10分乾燥させて、3回目の塗装。今度は厚めに吹きました。スプレー缶の説明書きには20~30cm離してスプレーと書いてありますが、それよりもやや近めで吹きました。
多少滲みが消えてきましたが、まだツヤが足りずクリアにはなっていません。こんなはずじゃないよな、とここで少し焦ってきました。
それから10分乾燥させて4回目の塗装をしましたが、4回目は結構厚塗りでいきました。ここで余裕がなく写真は撮っていないですが、塗装後に細かい気泡が無数に入ったような状態になってしまい、「失敗」の2文字が頭に浮かんできました。「やってしまったか・・」という気持ちになっています。
ただ、時間が経つと気泡が消えて、ツヤが出てきてヘッドライトが透明になってきました。
でも、まだムラになっている部分が残っていたので、厚塗りで5回目も吹くことに。
10分乾燥させて、5回目も厚く吹きました。5回目も吹いた直後は気泡のようなものが発生していたのですが、時間が経つとこのように透明でツヤが出てきました。
塗料がかなり余っているので、もう一回やるか考えましたが、深追いは禁物。ということでここでクリア塗装を終了しました。
ウレタンクリア塗装後の仕上がり
塗装後15時間程経過したときの状態です。乾燥中にひび割れたりすることもなく、透明でツヤが出て、きれいな仕上がりになりました。
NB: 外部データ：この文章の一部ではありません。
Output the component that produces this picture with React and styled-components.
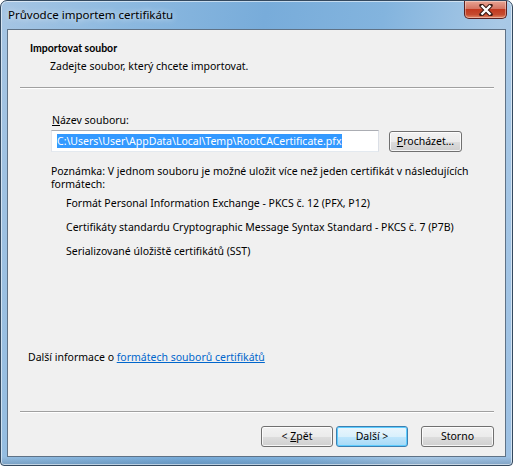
import React from 'react';
import styled, { createGlobalStyle } from 'styled-components';

const GlobalStyle = createGlobalStyle`
  html, body {
    margin: 0;
    padding: 0;
    background: #ffffff;
  }
  body {
    font-family: "Noto Sans", "Open Sans", sans-serif;
    font-size: 10.5px;
    color: #000;
  }
`;

// Aero glass frame
const Window = styled.div`
  width: 513px;
  height: 466px;
  box-sizing: border-box;
  display: flex;
  flex-direction: column;
  border: 1px solid #34495f;
  border-radius: 7px 7px 4px 4px;
  overflow: hidden;
  background:
    linear-gradient(to top, rgba(40, 70, 100, 0.25) 0px, rgba(40, 70, 100, 0) 8px),
    linear-gradient(
      100deg,
      #a6c5e3 0%,
      #8ebae0 20%,
      #78acda 45%,
      #83b4de 65%,
      #a9c9e6 85%,
      #9cc0e3 100%
    );
  box-shadow: inset 0 0 0 1px rgba(255, 255, 255, 0.55);
`;

const TitleBar = styled.div`
  height: 28px;
  display: flex;
  align-items: flex-start;
  justify-content: space-between;
  padding-left: 7px;
`;

const Caption = styled.span`
  margin-top: 6px;
  font-size: 11.5px;
  color: #000;
  text-shadow: 0 0 6px rgba(255, 255, 255, 0.9);
`;

const CloseButton = styled.div`
  width: 43px;
  height: 18px;
  margin-right: 5px;
  box-sizing: border-box;
  border: 1px solid #5a2020;
  border-top: none;
  border-radius: 0 0 5px 5px;
  background: linear-gradient(
    to bottom,
    #e8a493 0%,
    #d47563 45%,
    #c2391f 50%,
    #c54b2f 80%,
    #e48a6a 100%
  );
  box-shadow: inset 0 0 0 1px rgba(255, 255, 255, 0.35);
  display: flex;
  align-items: center;
  justify-content: center;
`;

const Client = styled.div`
  flex: 1;
  margin: 0 6px 8px 6px;
  border: 1px solid #5f7286;
  background: #f0f0f0;
  display: flex;
  flex-direction: column;
`;

const Header = styled.div`
  padding: 11px 0 0 22px;
  height: 46px;
`;

const HeaderTitle = styled.div`
  font-family: Lato, "Noto Sans", sans-serif;
  font-weight: bold;
  line-height: 15px;
`;

const HeaderText = styled.div`
  line-height: 15px;
  margin-top: 3px;
  padding-left: 20px;
`;

const Rule = styled.div`
  margin: 0 11px 0 12px;
  height: 0;
  border-top: 1px solid #a0a0a0;
  border-bottom: 1px solid #ffffff;
`;

const Body = styled.div`
  flex: 1;
  display: flex;
  flex-direction: column;
  padding: 24px 0 0 44px;
`;

const FieldLabel = styled.div`
  line-height: 15px;
`;

const FieldRow = styled.div`
  display: flex;
  align-items: center;
  margin-top: 2px;
  margin-left: -1px;
`;

const FileInput = styled.div`
  width: 328px;
  height: 22px;
  box-sizing: border-box;
  border: 1px solid #abadb3;
  border-left-color: #e2e3ea;
  border-right-color: #dbdfe6;
  border-bottom-color: #e3e9ef;
  background: #fff;
  display: flex;
  align-items: center;
  padding-left: 5px;
`;

const Selection = styled.span`
  background: #3399ff;
  color: #fff;
  line-height: 14px;
  padding-right: 1px;
  white-space: nowrap;
`;

const Button = styled.div`
  width: ${(p) => p.$w || 72}px;
  height: 21px;
  box-sizing: border-box;
  border: 1px solid ${(p) => (p.$default ? '#3c7fb1' : '#707070')};
  border-radius: 3px;
  background: ${(p) =>
    p.$default
      ? 'linear-gradient(to bottom, #eaf6fd 0%, #d9f0fc 50%, #bee6fd 51%, #a7d9f5 100%)'
      : 'linear-gradient(to bottom, #f2f2f2 0%, #ebebeb 50%, #dddddd 51%, #cfcfcf 100%)'};
  box-shadow: inset 0 0 0 1px ${(p) => (p.$default ? '#5ecdff' : 'rgba(255,255,255,0.8)')};
  display: flex;
  align-items: center;
  justify-content: center;
  line-height: 15px;
  white-space: pre;
  margin-left: ${(p) => p.$ml || 0}px;
`;

const Key = styled.span`
  text-decoration: underline;
`;

const Note = styled.div`
  margin-top: 13px;
  line-height: 13px;
  margin-left: -1px;
  white-space: nowrap;
`;

const FormatList = styled.div`
  display: flex;
  flex-direction: column;
  gap: 9px;
  margin-top: 5px;
  padding-left: 14px;
  line-height: 15px;
`;

const MoreInfo = styled.div`
  margin-top: auto;
  margin-left: -24px;
  margin-bottom: 46px;
  line-height: 15px;
`;

const Link = styled.a`
  color: #0066cc;
  text-decoration: underline;
`;

const Footer = styled.div`
  height: 43px;
  display: flex;
  align-items: flex-start;
  justify-content: flex-end;
  padding: 13px 11px 0 0;
  box-sizing: border-box;
`;

const CloseGlyph = () => (
  <svg width="14" height="12" viewBox="0 0 14 12">
    <path
      d="M2.5 1.5 L11.5 10.5 M11.5 1.5 L2.5 10.5"
      stroke="#3a1a14"
      strokeWidth="4.4"
      fill="none"
      strokeLinecap="round"
    />
    <path
      d="M2.5 1.5 L11.5 10.5 M11.5 1.5 L2.5 10.5"
      stroke="#ffffff"
      strokeWidth="2.4"
      fill="none"
    />
  </svg>
);

export default function App() {
  const formats = [
    'Formát Personal Information Exchange - PKCS č. 12 (PFX, P12)',
    'Certifikáty standardu Cryptographic Message Syntax Standard - PKCS č. 7 (P7B)',
    'Serializované úložiště certifikátů (SST)',
  ];

  return (
    <>
      <GlobalStyle />
      <Window>
        <TitleBar>
          <Caption>Průvodce importem certifikátu</Caption>
          <CloseButton>
            <CloseGlyph />
          </CloseButton>
        </TitleBar>
        <Client>
          <Header>
            <HeaderTitle>Importovat soubor</HeaderTitle>
            <HeaderText>Zadejte soubor, který chcete importovat.</HeaderText>
          </Header>
          <Rule />
          <Body>
            <FieldLabel>
              <Key>N</Key>ázev souboru:
            </FieldLabel>
            <FieldRow>
              <FileInput>
                <Selection>C:\Users\User\AppData\Local\Temp\RootCACertificate.pfx</Selection>
              </FileInput>
              <Button $w={73} $ml={10}>
                <Key>P</Key>rocházet...
              </Button>
            </FieldRow>
            <Note>
              Poznámka: V jednom souboru je možné uložit více než jeden certifikát v následujících
              <br />
              formátech:
            </Note>
            <FormatList>
              {formats.map((f) => (
                <div key={f}>{f}</div>
              ))}
            </FormatList>
            <MoreInfo>
              Další informace o <Link>formátech souborů certifikátů</Link>
            </MoreInfo>
          </Body>
          <Rule />
          <Footer>
            <Button>
              {'< '}
              <Key>Z</Key>pět
            </Button>
            <Button $default $ml={3}>
              Další &gt;
            </Button>
            <Button $w={73} $ml={13}>
              Storno
            </Button>
          </Footer>
        </Client>
      </Window>
    </>
  );
}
表面を爪でコツコツ叩いても問題ないくらいになったので、この後、車両へ取り付け。
夜間にライトを点灯しても磨き傷が透けることはありませんでした。
全体的に見るときれいになりましたが、細かいところを見ると粗もあります。
近くで見ない限り目立ちませんが、ほんの一部分にひび割れが入ったようになっています。(このひび割れは塗装直後からありました)
ゆず肌のようになっている部分もありますが、これは磨けば消せるはずです。
ヘッドライトの端の部分に細かい気泡が混入しています。端の部分までしっかり吹けていないことが原因かもしれません。
撮影時の天気や明るさが違うので単純比較できないかもしれないですが、before, afterの比較写真です。
まとめ
今回、ヘッドライトのウレタンクリア塗装に挑戦しましたが、ツヤがあって透明なヘッドライトにすることができました。
細部を見ると粗がある部分もあり、大成功とまでは言えませんが、かなりきれいになったので十分満足いく仕上がりです。
塗装の耐久性は不明ですが、しばらくはヘッドライトの黄ばみとは無縁でいられそうです。
ヘッドライトのウレタンクリア塗装は失敗のリスクのあるDIYですが、事前にある程度勉強した上で臨めば、失敗のリスクは十分抑えられると感じました。あまりお金の掛からないDIYなのでオススメです。